Even the retry-solution from above doesn’t work wonders here. This Vercel-proposed solution slowly but effectively seems to leak connections and with multiple concurrent requests bursts, I reached more and more failure points where 90-100% of requests failed.
If using a real direct database connection (as one could assume from Vercels link), already the 2nd burst over connection limit has 100% failure rate if it doesn’t hit the same pool by accident.
Somewhat surprising was the fact that when I created the pool in its own file as “shared file”, I wasn’t able to create connection leakage
and the requests/queries that were successfull were pretty fast, up to 0.12sec
. However, even with a retry function, it failed 1555
of 2000
, so ~77%
failure rate.
If you use a normal Postgres (e.g. Supabase or simply your self-deployed Postgres), use pgbouncer
with transaction pooling and timeouts as well as a retry-method.
If there’s congestion happening, it’s resolved in a reasonable amount of time due to the timeouts provided.
Also, make sure to set a sensible statement_timeout
in Postgres itself. For Supabase, the postgres
user timeout is usually set to 2min
.
That’s quite long and for most of the queries not required.

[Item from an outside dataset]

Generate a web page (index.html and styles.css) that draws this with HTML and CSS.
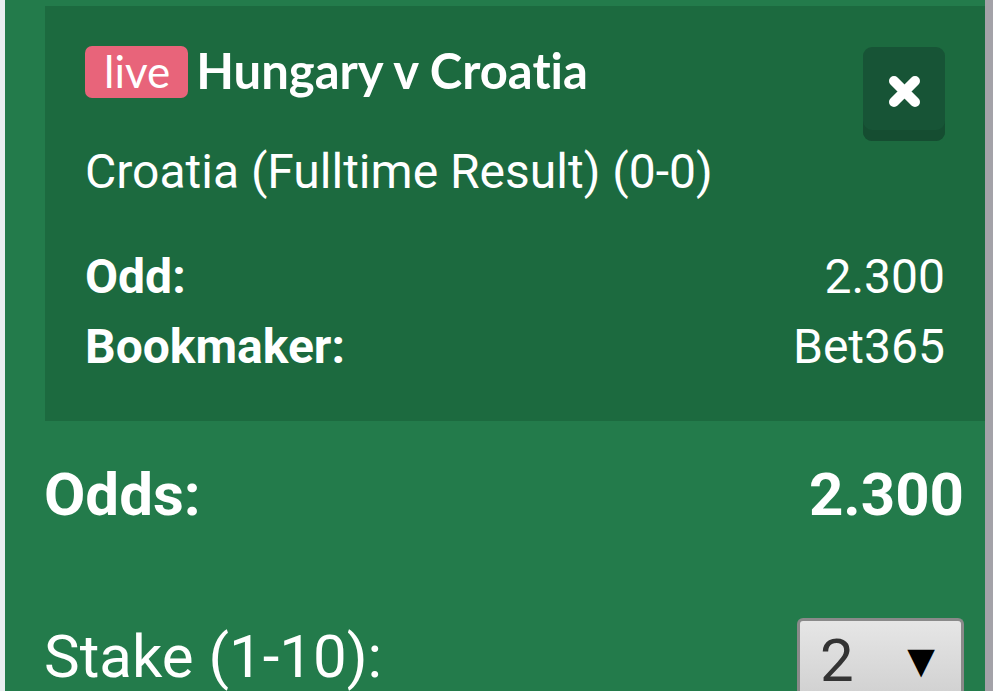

I recommend creating a new database user e.g. app_user
and set the statement_timeout
for that user to 20sec
max.
Whatever you do: Always keep the Design-for-Failure-Principle top of mind.
Do not use Direct Database connections or Session pooling as those are your best partners for accidentally clogging the database as you can’t control the serverless scaling behaviour.
The interesting aspect is that all effective solutions share the same characteristic: the executing database endpoint must not be serverless.
Whether you use the PostgREST API to fetch data, your own backend, pgbouncer
, or Supavisor
—all of them run as persistent servers, not as serverless functions, because it’s the only way to provide the reliability and stability required for database connections.